On the heels of the province releasing its latest round of COVID-19 data and modelling, Dr. Adalsteinn Brown – co-chair of Ontario’s science advisers – was asked about the safety of students and staff with infections rising across the board.
“Schools really reflect the level of infection in the community,” said Brown.
“This is a very, very, very, very hard tradeoff. If schools stay open, we will see more infection.”
The panel says that despite the surge in cases, school disruptions should be minimized, noting that school closures have a “significant and highly inequitable impact on students, parents, and society.”
Sam Hammond, president of the Elementary Teachers Federation of Ontario (ETFO), was critical of the idea of postponing or cancelling spring break.

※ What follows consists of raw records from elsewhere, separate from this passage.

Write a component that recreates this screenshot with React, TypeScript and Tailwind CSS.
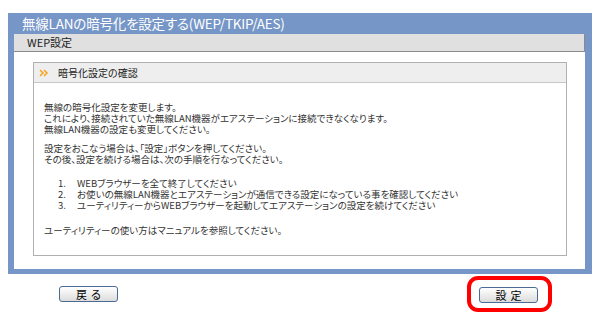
import React from "react";

const jp = { fontFamily: '"Noto Sans CJK JP", "Noto Sans", sans-serif', fontFeatureSettings: '"palt"' } as React.CSSProperties;

function Arrow() {
  return (
    <svg width="10" height="8" viewBox="0 0 10 8" className="shrink-0">
      <path d="M1 1 L4 4 L1 7" fill="none" stroke="#f5a623" strokeWidth="1.6" />
      <path d="M5 1 L8 4 L5 7" fill="none" stroke="#f5a623" strokeWidth="1.6" />
    </svg>
  );
}

function Btn({ label }: { label: string }) {
  return (
    <div className="w-[59px] h-[16px] rounded-[3px] border border-[#4d6a94] bg-gradient-to-b from-white to-[#dcdcdc] flex items-center justify-center text-[11px] leading-none text-black tracking-[4px] pl-[4px]">
      {label}
    </div>
  );
}

export default function App() {
  return (
    <div className="w-[600px] h-[317px] bg-white overflow-hidden text-[#222]" style={jp}>
      <div className="ml-[8px] mt-[13px] w-[584px] h-[261px] bg-[#7596c6] flex flex-col pb-[5px]">
        <div className="h-[21px] pl-[14px] flex items-center text-white text-[13.5px] leading-none tracking-[-0.2px]">
          無線LANの暗号化を設定する(WEP/TKIP/AES)
        </div>
        <div className="ml-[6px] mr-[7px] flex-1 flex flex-col bg-white">
          <div className="h-[18px] bg-[#e0e0e0] border-b border-r border-[#8a8a8a] pl-[13px] flex items-center text-[11px] leading-none text-[#222]">
            WEP設定
          </div>
          <div className="flex-1 pt-[10px] pl-[19px] pr-[18px] pb-[13px] flex">
            <div className="flex-1 border border-[#b0b0b0] flex flex-col">
              <div className="h-[20px] bg-[#eeeeee] border-b border-[#c8c8c8] flex items-center pl-[5px] gap-[9px] text-[10px] leading-none">
                <Arrow />
                <span>暗号化設定の確認</span>
              </div>
              <div className="pl-[10px] pt-[19px] text-[9.5px] leading-[11px] text-[#333]">
                <p>無線の暗号化設定を変更します。</p>
                <p>これにより、接続されていた無線LAN機器がエアステーションに接続できなくなります。</p>
                <p>無線LAN機器の設定も変更してください。</p>
                <p className="mt-[8px]">設定をおこなう場合は、「設定」ボタンを押してください。</p>
                <p>その後、設定を続ける場合は、次の手順を行なってください。</p>
                <ol className="mt-[13px] pl-[14px]">
                  <li className="flex"><span className="w-[19px]">1.</span><span>WEBブラウザーを全て終了してください</span></li>
                  <li className="flex"><span className="w-[19px]">2.</span><span>お使いの無線LAN機器とエアステーションが通信できる設定になっている事を確認してください</span></li>
                  <li className="flex"><span className="w-[19px]">3.</span><span>ユーティリティーからWEBブラウザーを起動してエアステーションの設定を続けてください</span></li>
                </ol>
                <p className="mt-[14px]">ユーティリティーの使い方はマニュアルを参照してください。</p>
              </div>
            </div>
          </div>
        </div>
      </div>
      <div className="flex items-start">
        <div className="ml-[59px] mt-[12px]">
          <Btn label="戻る" />
        </div>
        <div className="flex-1" />
        <div className="mt-[2px] mr-[48px] w-[85px] h-[36px] border-4 border-[#ff0000] rounded-[11px] pl-[8px] pt-[7px]">
          <Btn label="設定" />
        </div>
      </div>
    </div>
  );
}
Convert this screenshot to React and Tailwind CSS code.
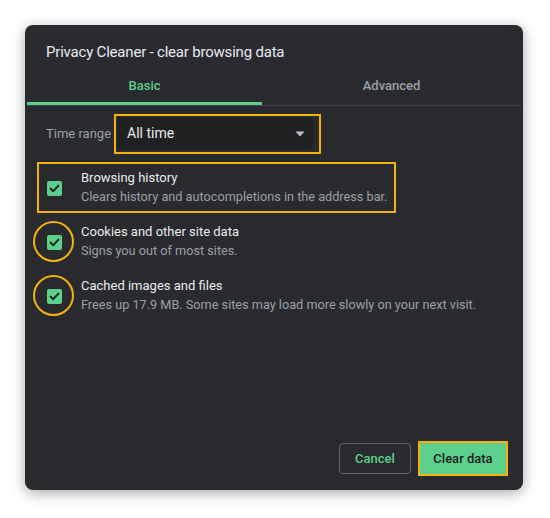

He said that the government’s failure to contain the spread of COVID-19 has led to the possibility of another postponement even though teachers need the break for their mental health.
“If there are concerns related to travel and gatherings during the break, these should be addressed by the government through other means than cancelling the break,” said Hammond in a statement.
Following Lecce’s statement, the YCDSB sent another letter to parents apologizing for the confusion.
“The York Catholic District School Board apologizes for any confusion with regards to potential school closures,” the letter reads.
“As of this morning, we are under every impression that students will continue in-class learning.”
Those new restrictions will go into effect on Saturday.
It would be similar to Ontario’s grey zone, which currently enforces a hard 50% capacity on essential retail, such as groceries, and a 25% capacity limit on non-essential shops.
Though it was initially announced hair and nail salons would open on April 12 in the grey zone, those will remain shuttered.
The province is reporting 249 new COVID-19 cases in schools with just under 2,500 cases in the last 14 days.
Of Thursday’s 249 positive cases, 211 were in students.